> Task directions
Without the pictures, can you quote each line below exactly?

>> START

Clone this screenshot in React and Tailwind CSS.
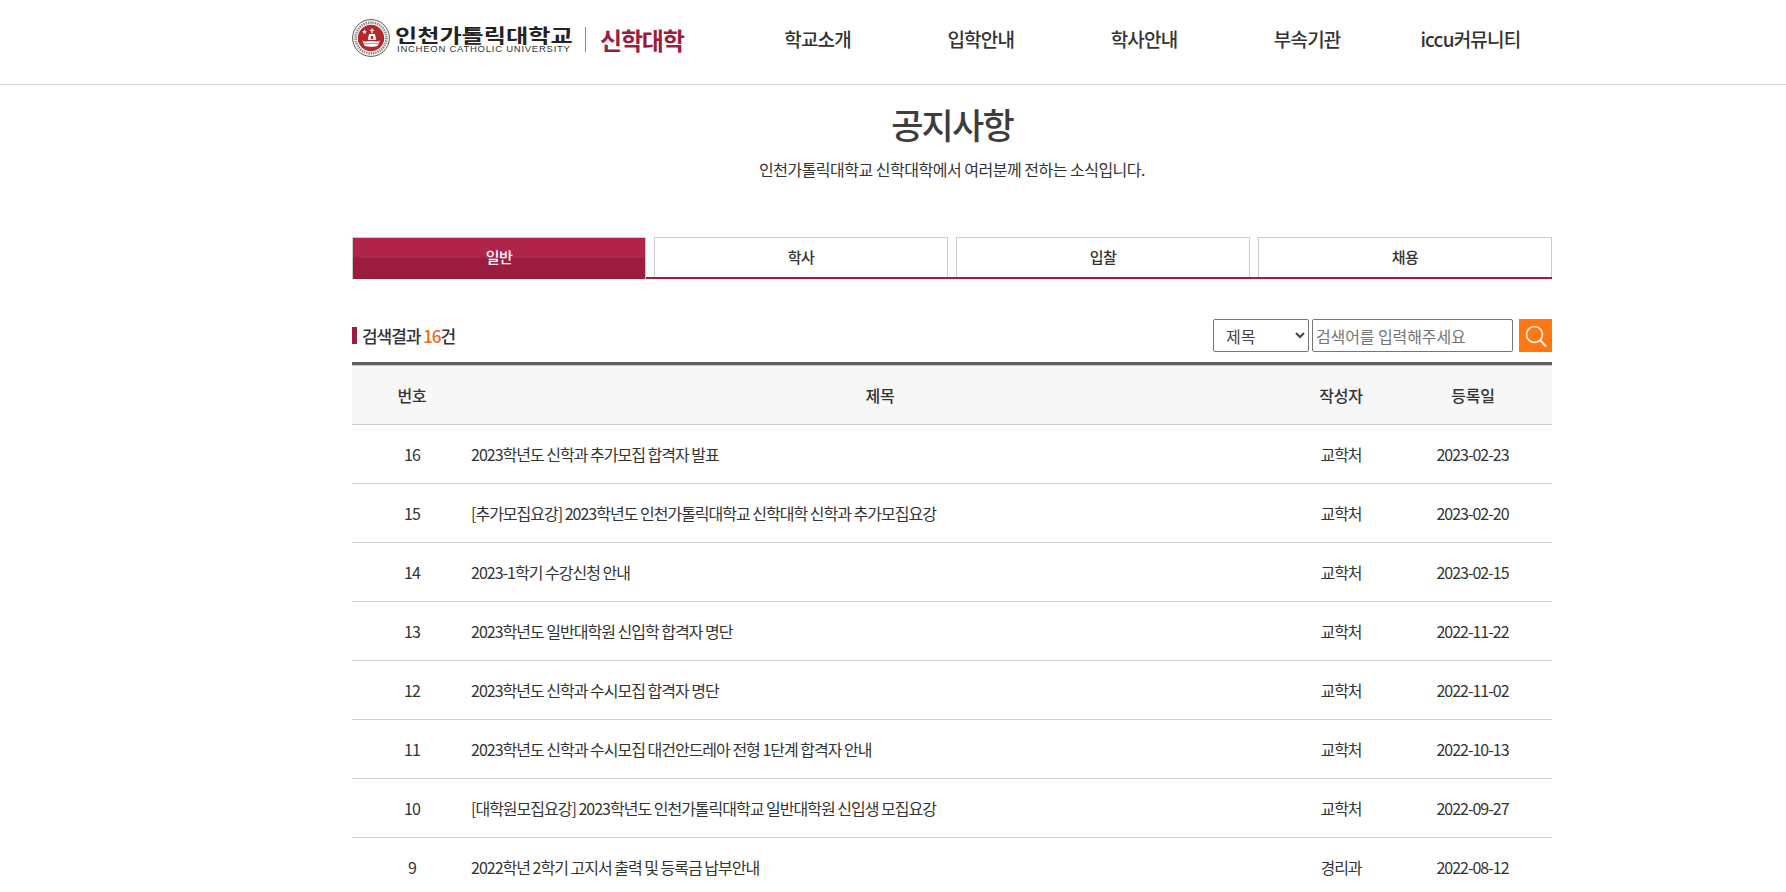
import React from "react";

const NAV = ["학교소개", "입학안내", "학사안내", "부속기관", "iccu커뮤니티"];
const TABS = ["일반", "학사", "입찰", "채용"];
const ROWS = [
  { no: 16, title: "2023학년도 신학과 추가모집 합격자 발표", by: "교학처", date: "2023-02-23" },
  { no: 15, title: "[추가모집요강] 2023학년도 인천가톨릭대학교 신학대학 신학과 추가모집요강", by: "교학처", date: "2023-02-20" },
  { no: 14, title: "2023-1학기 수강신청 안내", by: "교학처", date: "2023-02-15" },
  { no: 13, title: "2023학년도 일반대학원 신입학 합격자 명단", by: "교학처", date: "2022-11-22" },
  { no: 12, title: "2023학년도 신학과 수시모집 합격자 명단", by: "교학처", date: "2022-11-02" },
  { no: 11, title: "2023학년도 신학과 수시모집 대건안드레아 전형 1단계 합격자 안내", by: "교학처", date: "2022-10-13" },
  { no: 10, title: "[대학원모집요강] 2023학년도 인천가톨릭대학교 일반대학원 신입생 모집요강", by: "교학처", date: "2022-09-27" },
  { no: 9, title: "2022학년 2학기 고지서 출력 및 등록금 납부안내", by: "경리과", date: "2022-08-12" },
];

function Seal() {
  return (
    <svg width="38" height="38" viewBox="0 0 38 38">
      <circle cx="19" cy="19" r="18.4" fill="#fff" stroke="#444" strokeWidth="0.9" />
      <circle cx="19" cy="19" r="15.4" fill="none" stroke="#888" strokeWidth="2.6" strokeDasharray="1.4 0.9" />
      <circle cx="19" cy="19" r="13.2" fill="#b32a2c" />
      <path d="M20 9.5v5M18 11.3h4" stroke="#fff" strokeWidth="1.1" fill="none" />
      <path d="M17 15h6l1.2 6h-8.4z" fill="#fff" />
      <path d="M18.8 17h2.4v3h-2.4z" fill="#b32a2c" />
      <path d="M10.5 21.5c3 2 6 .6 9 .6s6 1.4 8.5-.6l-2.2 5.2c-2.400 1.500-11 1.500-13.300 0z" fill="#fff" />
      <path d="M11.500 24.200c2.500 1 5 .2 7.800.2s5.200.8 7.500-.2" stroke="#b32a2c" strokeWidth="0.6" fill="none" />
      <path d="M12.500 10.500l.7 1.500 1.600.2-1.200 1.100.3 1.600-1.400-.8-1.400.8.300-1.600-1.200-1.100 1.600-.2z" fill="#fff" />
    </svg>
  );
}

export default function App() {
  return (
    <div className="h-[892px] overflow-hidden bg-white text-[#333] font-['Noto_Sans_CJK_KR','Noto_Sans',sans-serif]">
      <header className="h-[85px] border-b border-[#d5d5d5]">
        <div className="w-[1200px] ml-[352px] flex">
          <div className="w-[384px] flex items-start">
            <div className="mt-[19px]">
              <Seal />
            </div>
            <div className="ml-[5px] mt-[25px] w-[178px]">
              <div className="text-[19px] leading-[20px] font-bold text-[#222] whitespace-nowrap origin-left scale-x-[1.27]">인천가톨릭대학교</div>
              <div className="ml-[2px] text-[9.5px] leading-[8px] tracking-[0.75px] text-[#333] whitespace-nowrap font-['Liberation_Sans',sans-serif]">INCHEON CATHOLIC UNIVERSITY</div>
            </div>
            <div className="w-px h-[25px] bg-[#888] mt-[27px] ml-[12px] mr-[14px]" />
            <div className="mt-[25px] text-[24px] font-bold leading-[30px] text-[#9b1c3e] tracking-[-1.2px] whitespace-nowrap">신학대학</div>
          </div>
          <nav className="w-[816px] grid grid-cols-5 pt-[25px]">
            {NAV.map((n) => (
              <div key={n} className="text-center text-[19px] leading-[28px] font-medium text-[#333] tracking-[-0.8px] whitespace-nowrap">{n}</div>
            ))}
          </nav>
        </div>
      </header>

      <main className="w-[1200px] ml-[352px]">
        <h1 className="mt-[17px] text-center text-[35px] leading-[44px] font-medium tracking-[-1.8px] text-[#3d3d3d]">공지사항</h1>
        <p className="mt-[11px] text-center text-[16px] leading-[24px] tracking-[-0.5px] text-[#333]">인천가톨릭대학교 신학대학에서 여러분께 전하는 소식입니다.</p>

        <div className="mt-[56px] flex gap-2 h-[42px] border-b-2 border-[#9b1c3e]">
          {TABS.map((t, i) =>
            i === 0 ? (
              <div key={t} className="relative flex-1 -mb-[2px] border-x border-t border-[#ccc] bg-[#b12449]">
                <div className="absolute inset-x-0 top-[20px] bottom-0 bg-[#9b1c3e]" />
                <div className="relative text-center text-[15px] leading-[38px] font-medium text-white tracking-[-0.5px]">{t}</div>
              </div>
            ) : (
              <div key={t} className="flex-1 border-x border-t border-[#ccc] text-center text-[15px] leading-[38px] font-medium text-[#333] tracking-[-0.5px]">{t}</div>
            )
          )}
        </div>

        <div className="mt-[40px] h-[33px] flex items-center justify-between">
          <div className="flex items-center">
            <span className="w-[5px] h-[17px] bg-[#9b1c3e] mr-[5px]" />
            <span className="text-[17px] font-medium tracking-[-1.05px] text-[#333]">검색결과 <span className="text-[#f26522]">16</span>건</span>
          </div>
          <div className="flex items-center h-[33px]">
            <select className="w-[96px] h-[33px] border border-[#767676] rounded-[2px] text-[16px] pl-[8px] text-[#444] bg-white">
              <option>제목</option>
              <option>내용</option>
            </select>
            <input
              className="ml-[3px] w-[201px] h-[33px] border border-[#767676] rounded-[2px] text-[16px] tracking-[-0.1px] pl-[3px] pr-[4px] placeholder:text-[#757575]"
              placeholder="검색어를 입력해주세요"
            />
            <button className="ml-[6px] w-[33px] h-[33px] bg-[#ff7613] flex items-center justify-center">
              <svg width="22" height="22" viewBox="0 0 22 22" fill="none" stroke="#fff1e6" strokeWidth="1.6" strokeLinecap="round">
                <circle cx="9.5" cy="9.500" r="8" />
                <path d="M15.500 15.500l5 5.500" strokeWidth="2" />
              </svg>
            </button>
          </div>
        </div>

        <div className="mt-[10px] border-t-[3px] border-[#5f5f5f]">
          <div className="grid grid-cols-[120px_816px_106px_158px] h-[60px] items-center bg-[#f7f7f7] border-t border-b border-[#ccc] text-center text-[16px] font-medium tracking-[-0.3px] text-[#333]">
            <div>번호</div>
            <div>제목</div>
            <div>작성자</div>
            <div>등록일</div>
          </div>
          {ROWS.map((r) => (
            <div key={r.no} className="grid grid-cols-[120px_816px_106px_158px] h-[59px] items-center border-b border-[#d2d2d2] text-[16px] tracking-[-1px] text-[#333]">
              <div className="text-center">{r.no}</div>
              <div className="-ml-px whitespace-nowrap">{r.title}</div>
              <div className="text-center">{r.by}</div>
              <div className="text-center pr-px">{r.date}</div>
            </div>
          ))}
        </div>
      </main>
    </div>
  );
}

>> END

> Solution to this task
Clone this screenshot in React and Tailwind CSS.
import React from "react";

const NAV = ["학교소개", "입학안내", "학사안내", "부속기관", "iccu커뮤니티"];
const TABS = ["일반", "학사", "입찰", "채용"];
const ROWS = [
  { no: 16, title: "2023학년도 신학과 추가모집 합격자 발표", by: "교학처", date: "2023-02-23" },
  { no: 15, title: "[추가모집요강] 2023학년도 인천가톨릭대학교 신학대학 신학과 추가모집요강", by: "교학처", date: "2023-02-20" },
  { no: 14, title: "2023-1학기 수강신청 안내", by: "교학처", date: "2023-02-15" },
  { no: 13, title: "2023학년도 일반대학원 신입학 합격자 명단", by: "교학처", date: "2022-11-22" },
  { no: 12, title: "2023학년도 신학과 수시모집 합격자 명단", by: "교학처", date: "2022-11-02" },
  { no: 11, title: "2023학년도 신학과 수시모집 대건안드레아 전형 1단계 합격자 안내", by: "교학처", date: "2022-10-13" },
  { no: 10, title: "[대학원모집요강] 2023학년도 인천가톨릭대학교 일반대학원 신입생 모집요강", by: "교학처", date: "2022-09-27" },
  { no: 9, title: "2022학년 2학기 고지서 출력 및 등록금 납부안내", by: "경리과", date: "2022-08-12" },
];

function Seal() {
  return (
    <svg width="38" height="38" viewBox="0 0 38 38">
      <circle cx="19" cy="19" r="18.4" fill="#fff" stroke="#444" strokeWidth="0.9" />
      <circle cx="19" cy="19" r="15.4" fill="none" stroke="#888" strokeWidth="2.6" strokeDasharray="1.4 0.9" />
      <circle cx="19" cy="19" r="13.2" fill="#b32a2c" />
      <path d="M20 9.5v5M18 11.3h4" stroke="#fff" strokeWidth="1.1" fill="none" />
      <path d="M17 15h6l1.2 6h-8.4z" fill="#fff" />
      <path d="M18.8 17h2.4v3h-2.4z" fill="#b32a2c" />
      <path d="M10.5 21.5c3 2 6 .6 9 .6s6 1.4 8.5-.6l-2.2 5.2c-2.400 1.500-11 1.500-13.300 0z" fill="#fff" />
      <path d="M11.500 24.200c2.500 1 5 .2 7.800.2s5.200.8 7.500-.2" stroke="#b32a2c" strokeWidth="0.6" fill="none" />
      <path d="M12.500 10.500l.7 1.500 1.600.2-1.200 1.100.3 1.600-1.400-.8-1.400.8.300-1.600-1.200-1.100 1.600-.2z" fill="#fff" />
    </svg>
  );
}

export default function App() {
  return (
    <div className="h-[892px] overflow-hidden bg-white text-[#333] font-['Noto_Sans_CJK_KR','Noto_Sans',sans-serif]">
      <header className="h-[85px] border-b border-[#d5d5d5]">
        <div className="w-[1200px] ml-[352px] flex">
          <div className="w-[384px] flex items-start">
            <div className="mt-[19px]">
              <Seal />
            </div>
            <div className="ml-[5px] mt-[25px] w-[178px]">
              <div className="text-[19px] leading-[20px] font-bold text-[#222] whitespace-nowrap origin-left scale-x-[1.27]">인천가톨릭대학교</div>
              <div className="ml-[2px] text-[9.5px] leading-[8px] tracking-[0.75px] text-[#333] whitespace-nowrap font-['Liberation_Sans',sans-serif]">INCHEON CATHOLIC UNIVERSITY</div>
            </div>
            <div className="w-px h-[25px] bg-[#888] mt-[27px] ml-[12px] mr-[14px]" />
            <div className="mt-[25px] text-[24px] font-bold leading-[30px] text-[#9b1c3e] tracking-[-1.2px] whitespace-nowrap">신학대학</div>
          </div>
          <nav className="w-[816px] grid grid-cols-5 pt-[25px]">
            {NAV.map((n) => (
              <div key={n} className="text-center text-[19px] leading-[28px] font-medium text-[#333] tracking-[-0.8px] whitespace-nowrap">{n}</div>
            ))}
          </nav>
        </div>
      </header>

      <main className="w-[1200px] ml-[352px]">
        <h1 className="mt-[17px] text-center text-[35px] leading-[44px] font-medium tracking-[-1.8px] text-[#3d3d3d]">공지사항</h1>
        <p className="mt-[11px] text-center text-[16px] leading-[24px] tracking-[-0.5px] text-[#333]">인천가톨릭대학교 신학대학에서 여러분께 전하는 소식입니다.</p>

        <div className="mt-[56px] flex gap-2 h-[42px] border-b-2 border-[#9b1c3e]">
          {TABS.map((t, i) =>
            i === 0 ? (
              <div key={t} className="relative flex-1 -mb-[2px] border-x border-t border-[#ccc] bg-[#b12449]">
                <div className="absolute inset-x-0 top-[20px] bottom-0 bg-[#9b1c3e]" />
                <div className="relative text-center text-[15px] leading-[38px] font-medium text-white tracking-[-0.5px]">{t}</div>
              </div>
            ) : (
              <div key={t} className="flex-1 border-x border-t border-[#ccc] text-center text-[15px] leading-[38px] font-medium text-[#333] tracking-[-0.5px]">{t}</div>
            )
          )}
        </div>

        <div className="mt-[40px] h-[33px] flex items-center justify-between">
          <div className="flex items-center">
            <span className="w-[5px] h-[17px] bg-[#9b1c3e] mr-[5px]" />
            <span className="text-[17px] font-medium tracking-[-1.05px] text-[#333]">검색결과 <span className="text-[#f26522]">16</span>건</span>
          </div>
          <div className="flex items-center h-[33px]">
            <select className="w-[96px] h-[33px] border border-[#767676] rounded-[2px] text-[16px] pl-[8px] text-[#444] bg-white">
              <option>제목</option>
              <option>내용</option>
            </select>
            <input
              className="ml-[3px] w-[201px] h-[33px] border border-[#767676] rounded-[2px] text-[16px] tracking-[-0.1px] pl-[3px] pr-[4px] placeholder:text-[#757575]"
              placeholder="검색어를 입력해주세요"
            />
            <button className="ml-[6px] w-[33px] h-[33px] bg-[#ff7613] flex items-center justify-center">
              <svg width="22" height="22" viewBox="0 0 22 22" fill="none" stroke="#fff1e6" strokeWidth="1.6" strokeLinecap="round">
                <circle cx="9.5" cy="9.500" r="8" />
                <path d="M15.500 15.500l5 5.500" strokeWidth="2" />
              </svg>
            </button>
          </div>
        </div>

        <div className="mt-[10px] border-t-[3px] border-[#5f5f5f]">
          <div className="grid grid-cols-[120px_816px_106px_158px] h-[60px] items-center bg-[#f7f7f7] border-t border-b border-[#ccc] text-center text-[16px] font-medium tracking-[-0.3px] text-[#333]">
            <div>번호</div>
            <div>제목</div>
            <div>작성자</div>
            <div>등록일</div>
          </div>
          {ROWS.map((r) => (
            <div key={r.no} className="grid grid-cols-[120px_816px_106px_158px] h-[59px] items-center border-b border-[#d2d2d2] text-[16px] tracking-[-1px] text-[#333]">
              <div className="text-center">{r.no}</div>
              <div className="-ml-px whitespace-nowrap">{r.title}</div>
              <div className="text-center">{r.by}</div>
              <div className="text-center pr-px">{r.date}</div>
            </div>
          ))}
        </div>
      </main>
    </div>
  );
}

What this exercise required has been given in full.